Given information:
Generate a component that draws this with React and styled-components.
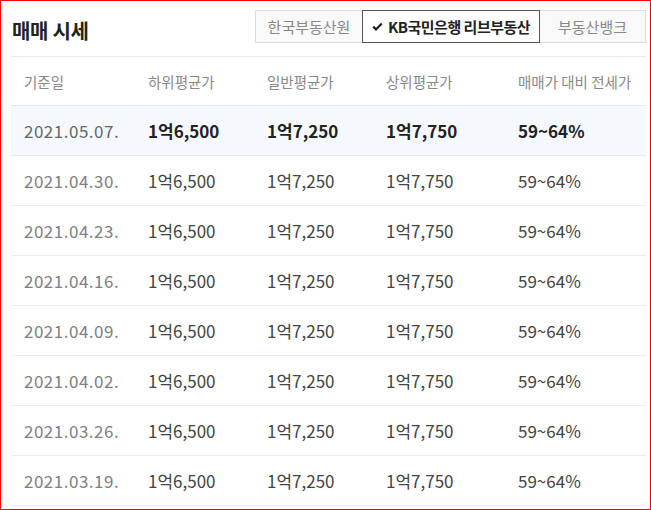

...

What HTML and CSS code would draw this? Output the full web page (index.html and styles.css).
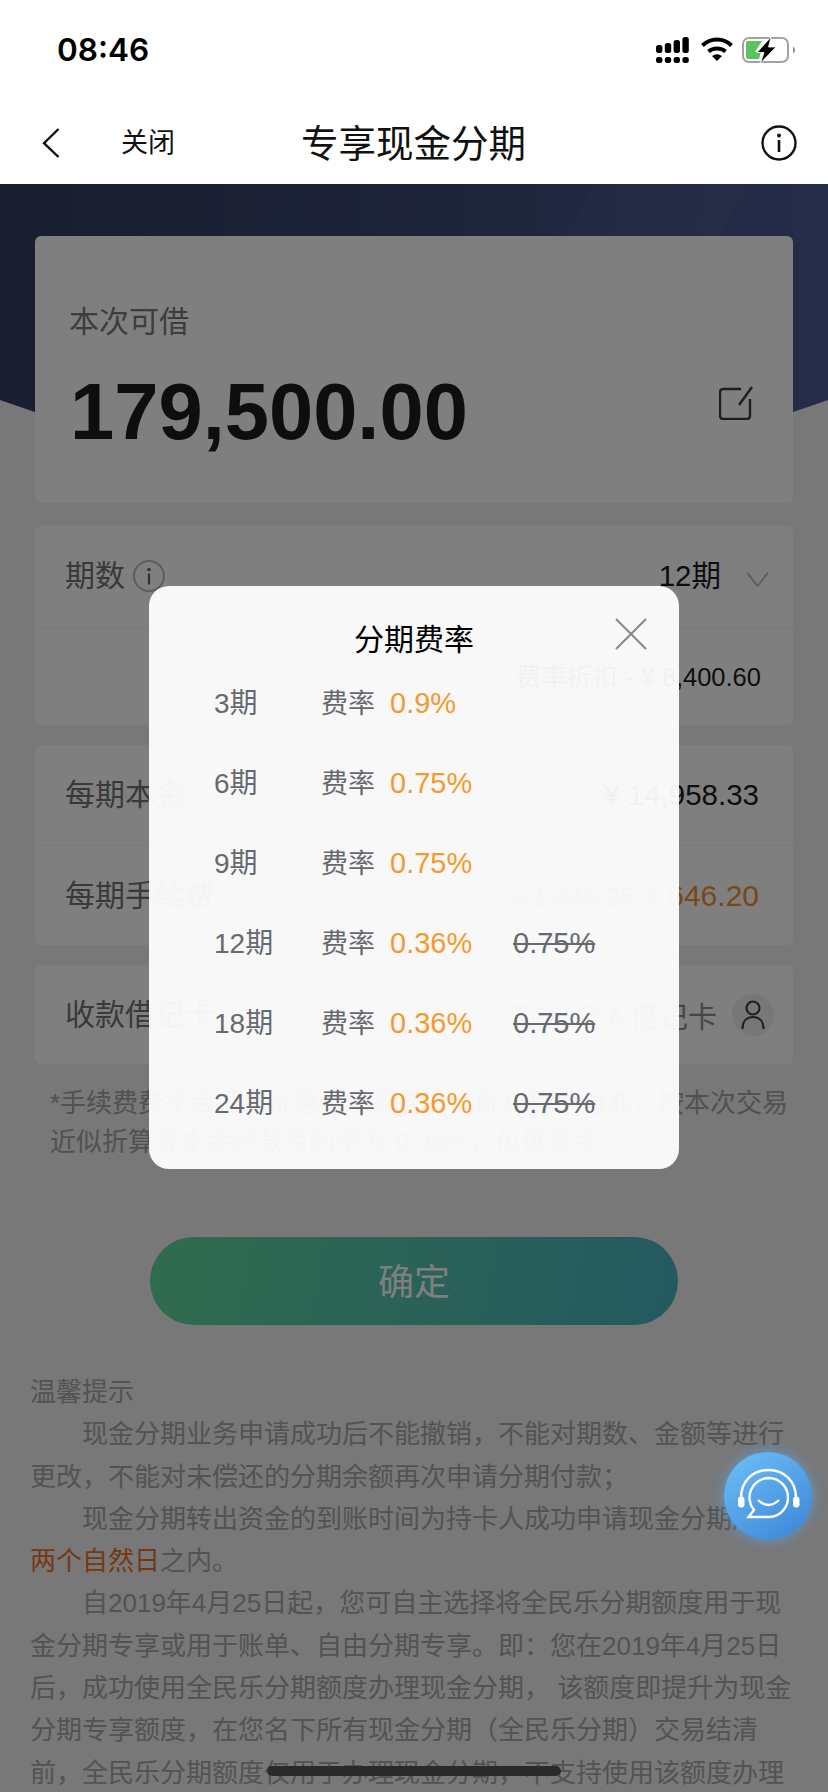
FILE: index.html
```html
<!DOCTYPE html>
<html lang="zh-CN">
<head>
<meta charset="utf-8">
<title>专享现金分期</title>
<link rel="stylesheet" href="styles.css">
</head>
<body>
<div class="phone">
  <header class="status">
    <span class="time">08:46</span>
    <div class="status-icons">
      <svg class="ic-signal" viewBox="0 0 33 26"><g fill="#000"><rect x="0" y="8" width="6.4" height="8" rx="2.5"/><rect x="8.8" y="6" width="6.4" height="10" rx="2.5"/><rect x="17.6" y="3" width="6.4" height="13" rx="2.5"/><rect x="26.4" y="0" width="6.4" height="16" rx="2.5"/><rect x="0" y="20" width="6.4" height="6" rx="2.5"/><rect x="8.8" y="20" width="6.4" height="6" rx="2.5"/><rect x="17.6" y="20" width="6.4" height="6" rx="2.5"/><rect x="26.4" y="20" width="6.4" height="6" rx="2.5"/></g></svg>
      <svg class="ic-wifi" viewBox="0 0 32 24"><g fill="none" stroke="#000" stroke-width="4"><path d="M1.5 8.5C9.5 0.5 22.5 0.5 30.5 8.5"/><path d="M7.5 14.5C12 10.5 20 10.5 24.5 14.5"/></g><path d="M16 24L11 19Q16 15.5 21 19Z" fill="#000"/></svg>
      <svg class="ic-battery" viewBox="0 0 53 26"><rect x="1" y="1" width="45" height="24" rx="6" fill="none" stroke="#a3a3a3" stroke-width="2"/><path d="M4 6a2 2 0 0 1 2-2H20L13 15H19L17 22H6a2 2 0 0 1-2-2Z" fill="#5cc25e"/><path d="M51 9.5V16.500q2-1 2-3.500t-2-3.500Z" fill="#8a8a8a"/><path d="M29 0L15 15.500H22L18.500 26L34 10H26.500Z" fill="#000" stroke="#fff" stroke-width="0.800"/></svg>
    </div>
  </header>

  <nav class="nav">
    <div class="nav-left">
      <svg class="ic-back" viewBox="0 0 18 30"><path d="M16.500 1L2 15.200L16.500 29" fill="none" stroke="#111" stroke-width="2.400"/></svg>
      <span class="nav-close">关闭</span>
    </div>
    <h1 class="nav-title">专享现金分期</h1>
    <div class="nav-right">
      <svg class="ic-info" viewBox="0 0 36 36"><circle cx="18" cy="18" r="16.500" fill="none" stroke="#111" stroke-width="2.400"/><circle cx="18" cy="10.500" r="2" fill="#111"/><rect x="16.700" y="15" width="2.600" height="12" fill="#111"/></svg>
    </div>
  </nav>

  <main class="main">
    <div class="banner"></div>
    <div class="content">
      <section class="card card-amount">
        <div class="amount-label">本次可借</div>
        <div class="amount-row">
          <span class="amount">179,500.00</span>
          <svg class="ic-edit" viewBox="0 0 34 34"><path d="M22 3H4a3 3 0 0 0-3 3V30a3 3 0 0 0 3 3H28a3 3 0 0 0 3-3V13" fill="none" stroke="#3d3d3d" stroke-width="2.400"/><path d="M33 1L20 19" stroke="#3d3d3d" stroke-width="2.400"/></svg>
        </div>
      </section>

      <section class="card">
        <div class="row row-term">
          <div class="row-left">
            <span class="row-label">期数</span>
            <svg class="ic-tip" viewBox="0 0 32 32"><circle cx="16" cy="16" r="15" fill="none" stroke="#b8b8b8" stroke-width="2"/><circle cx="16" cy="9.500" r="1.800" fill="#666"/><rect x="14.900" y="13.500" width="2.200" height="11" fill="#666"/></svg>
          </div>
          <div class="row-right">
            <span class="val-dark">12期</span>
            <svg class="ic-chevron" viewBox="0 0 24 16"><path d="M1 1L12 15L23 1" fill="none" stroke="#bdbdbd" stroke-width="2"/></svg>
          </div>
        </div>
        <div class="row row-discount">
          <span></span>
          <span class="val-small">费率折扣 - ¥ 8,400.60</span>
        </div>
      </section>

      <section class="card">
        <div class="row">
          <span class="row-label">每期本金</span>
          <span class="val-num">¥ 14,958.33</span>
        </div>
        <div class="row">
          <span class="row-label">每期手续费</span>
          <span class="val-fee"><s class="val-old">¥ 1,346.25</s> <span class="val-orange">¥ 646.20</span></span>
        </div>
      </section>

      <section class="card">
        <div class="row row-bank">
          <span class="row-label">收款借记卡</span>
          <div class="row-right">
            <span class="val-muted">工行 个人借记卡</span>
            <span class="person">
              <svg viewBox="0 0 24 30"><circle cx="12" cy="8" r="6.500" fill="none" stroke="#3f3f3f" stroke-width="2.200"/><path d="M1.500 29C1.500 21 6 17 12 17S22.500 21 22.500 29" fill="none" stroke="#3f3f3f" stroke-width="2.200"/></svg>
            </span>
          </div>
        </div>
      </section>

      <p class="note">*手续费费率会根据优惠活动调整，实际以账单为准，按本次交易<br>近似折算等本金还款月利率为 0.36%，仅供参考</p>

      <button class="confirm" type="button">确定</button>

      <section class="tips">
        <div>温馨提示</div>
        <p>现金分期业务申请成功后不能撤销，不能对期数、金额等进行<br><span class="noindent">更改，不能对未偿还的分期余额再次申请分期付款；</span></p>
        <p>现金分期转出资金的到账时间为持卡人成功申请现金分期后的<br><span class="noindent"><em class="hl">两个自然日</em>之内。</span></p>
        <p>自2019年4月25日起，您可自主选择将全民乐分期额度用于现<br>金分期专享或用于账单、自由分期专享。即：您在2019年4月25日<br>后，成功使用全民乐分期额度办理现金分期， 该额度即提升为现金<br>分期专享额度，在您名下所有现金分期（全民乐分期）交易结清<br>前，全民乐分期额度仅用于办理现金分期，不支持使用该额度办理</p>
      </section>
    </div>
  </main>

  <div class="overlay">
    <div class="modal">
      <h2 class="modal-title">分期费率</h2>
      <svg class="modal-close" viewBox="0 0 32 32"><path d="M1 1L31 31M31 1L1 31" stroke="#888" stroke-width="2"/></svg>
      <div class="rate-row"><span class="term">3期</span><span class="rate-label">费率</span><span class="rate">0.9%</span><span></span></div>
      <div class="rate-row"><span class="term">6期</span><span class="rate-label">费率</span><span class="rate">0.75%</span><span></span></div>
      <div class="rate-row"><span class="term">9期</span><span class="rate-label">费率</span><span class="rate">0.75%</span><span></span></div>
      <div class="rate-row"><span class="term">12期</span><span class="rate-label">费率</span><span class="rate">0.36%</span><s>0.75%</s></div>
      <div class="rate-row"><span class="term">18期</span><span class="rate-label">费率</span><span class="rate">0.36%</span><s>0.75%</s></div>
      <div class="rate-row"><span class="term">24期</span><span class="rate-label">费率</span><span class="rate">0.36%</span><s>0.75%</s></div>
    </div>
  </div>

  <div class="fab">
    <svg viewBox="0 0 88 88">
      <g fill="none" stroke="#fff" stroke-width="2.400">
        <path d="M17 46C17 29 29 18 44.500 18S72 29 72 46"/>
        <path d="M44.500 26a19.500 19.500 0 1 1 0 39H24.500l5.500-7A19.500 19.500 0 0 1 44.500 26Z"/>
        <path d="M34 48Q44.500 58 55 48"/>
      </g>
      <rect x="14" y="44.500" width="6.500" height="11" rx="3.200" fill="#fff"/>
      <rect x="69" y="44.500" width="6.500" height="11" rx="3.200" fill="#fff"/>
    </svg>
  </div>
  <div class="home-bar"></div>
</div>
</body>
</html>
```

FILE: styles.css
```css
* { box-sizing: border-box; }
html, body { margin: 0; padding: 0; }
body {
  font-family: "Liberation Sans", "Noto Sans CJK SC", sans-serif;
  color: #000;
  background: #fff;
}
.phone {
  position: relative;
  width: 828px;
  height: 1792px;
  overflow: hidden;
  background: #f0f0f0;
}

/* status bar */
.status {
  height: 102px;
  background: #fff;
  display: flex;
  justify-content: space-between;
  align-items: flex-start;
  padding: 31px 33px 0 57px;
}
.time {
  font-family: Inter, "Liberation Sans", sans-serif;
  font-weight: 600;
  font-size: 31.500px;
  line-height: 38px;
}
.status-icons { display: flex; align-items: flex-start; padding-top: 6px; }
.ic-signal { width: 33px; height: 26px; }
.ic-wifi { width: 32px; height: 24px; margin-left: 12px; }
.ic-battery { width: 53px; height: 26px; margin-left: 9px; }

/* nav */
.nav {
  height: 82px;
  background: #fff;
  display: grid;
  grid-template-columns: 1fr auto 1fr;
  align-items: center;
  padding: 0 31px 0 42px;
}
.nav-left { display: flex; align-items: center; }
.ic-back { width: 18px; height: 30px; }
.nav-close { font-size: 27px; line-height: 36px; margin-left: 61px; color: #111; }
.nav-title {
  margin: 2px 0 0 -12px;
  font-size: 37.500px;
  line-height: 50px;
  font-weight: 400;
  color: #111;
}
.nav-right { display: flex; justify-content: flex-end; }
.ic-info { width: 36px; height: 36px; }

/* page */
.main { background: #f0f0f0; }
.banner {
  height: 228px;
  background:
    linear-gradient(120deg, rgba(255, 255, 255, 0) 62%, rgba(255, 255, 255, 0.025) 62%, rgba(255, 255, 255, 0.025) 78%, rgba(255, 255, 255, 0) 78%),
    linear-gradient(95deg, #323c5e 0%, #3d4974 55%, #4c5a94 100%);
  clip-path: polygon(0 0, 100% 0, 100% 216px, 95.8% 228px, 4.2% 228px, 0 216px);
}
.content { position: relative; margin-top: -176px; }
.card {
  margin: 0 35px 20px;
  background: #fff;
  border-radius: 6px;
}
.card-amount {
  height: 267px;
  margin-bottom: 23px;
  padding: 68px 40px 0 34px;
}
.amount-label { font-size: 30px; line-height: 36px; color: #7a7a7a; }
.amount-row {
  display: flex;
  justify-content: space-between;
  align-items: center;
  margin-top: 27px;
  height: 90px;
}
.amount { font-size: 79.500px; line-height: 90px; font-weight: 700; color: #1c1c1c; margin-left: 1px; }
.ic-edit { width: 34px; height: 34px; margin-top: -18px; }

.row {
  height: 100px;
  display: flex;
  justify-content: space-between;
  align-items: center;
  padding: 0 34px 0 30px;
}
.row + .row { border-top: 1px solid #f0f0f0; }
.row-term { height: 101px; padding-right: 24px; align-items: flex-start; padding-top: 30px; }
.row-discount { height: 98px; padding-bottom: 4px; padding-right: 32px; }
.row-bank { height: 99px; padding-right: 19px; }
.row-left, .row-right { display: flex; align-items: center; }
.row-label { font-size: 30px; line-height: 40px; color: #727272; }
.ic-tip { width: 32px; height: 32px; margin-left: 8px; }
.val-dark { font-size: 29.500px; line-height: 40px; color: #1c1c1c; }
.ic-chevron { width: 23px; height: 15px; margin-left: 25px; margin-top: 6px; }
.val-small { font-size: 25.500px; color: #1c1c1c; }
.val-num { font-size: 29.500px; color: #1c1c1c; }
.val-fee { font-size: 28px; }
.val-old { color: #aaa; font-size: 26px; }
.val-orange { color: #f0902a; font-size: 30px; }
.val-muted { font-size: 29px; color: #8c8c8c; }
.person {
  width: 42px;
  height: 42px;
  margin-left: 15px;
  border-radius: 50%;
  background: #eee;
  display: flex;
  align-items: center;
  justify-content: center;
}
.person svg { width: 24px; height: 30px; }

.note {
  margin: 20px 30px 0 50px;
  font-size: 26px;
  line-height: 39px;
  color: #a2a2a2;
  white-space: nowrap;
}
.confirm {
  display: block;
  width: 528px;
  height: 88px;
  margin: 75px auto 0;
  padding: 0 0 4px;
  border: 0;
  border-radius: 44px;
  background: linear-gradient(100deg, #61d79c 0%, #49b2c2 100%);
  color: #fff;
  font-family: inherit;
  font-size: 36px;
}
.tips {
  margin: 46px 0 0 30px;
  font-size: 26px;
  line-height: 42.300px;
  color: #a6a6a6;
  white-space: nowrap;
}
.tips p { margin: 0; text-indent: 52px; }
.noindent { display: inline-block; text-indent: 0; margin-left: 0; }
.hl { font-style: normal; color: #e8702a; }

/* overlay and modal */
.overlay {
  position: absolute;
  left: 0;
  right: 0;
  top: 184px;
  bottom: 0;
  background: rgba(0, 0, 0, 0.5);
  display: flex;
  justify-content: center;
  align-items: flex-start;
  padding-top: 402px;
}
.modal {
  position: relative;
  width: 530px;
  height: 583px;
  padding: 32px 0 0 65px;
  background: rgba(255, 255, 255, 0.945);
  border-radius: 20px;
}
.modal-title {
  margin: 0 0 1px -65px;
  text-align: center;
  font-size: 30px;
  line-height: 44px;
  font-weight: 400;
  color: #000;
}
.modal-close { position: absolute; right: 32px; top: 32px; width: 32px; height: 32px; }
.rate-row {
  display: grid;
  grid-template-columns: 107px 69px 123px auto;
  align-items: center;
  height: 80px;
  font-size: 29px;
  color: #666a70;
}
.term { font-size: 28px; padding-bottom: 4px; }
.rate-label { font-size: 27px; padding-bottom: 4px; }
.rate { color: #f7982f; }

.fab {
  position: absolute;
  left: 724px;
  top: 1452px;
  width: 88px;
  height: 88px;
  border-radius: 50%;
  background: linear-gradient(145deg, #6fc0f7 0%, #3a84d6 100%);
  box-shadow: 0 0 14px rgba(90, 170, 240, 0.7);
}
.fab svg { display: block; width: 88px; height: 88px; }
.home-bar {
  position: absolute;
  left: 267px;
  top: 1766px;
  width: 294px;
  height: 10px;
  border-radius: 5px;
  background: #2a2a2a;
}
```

--

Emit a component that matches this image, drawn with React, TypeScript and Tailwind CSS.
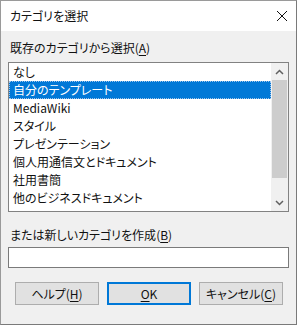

Stated task: Whenever "index" turns up in a line, pick that line out.

Full output:
What HTML and CSS code would draw this? Output the full web page (index.html and styles.css).
FILE: index.html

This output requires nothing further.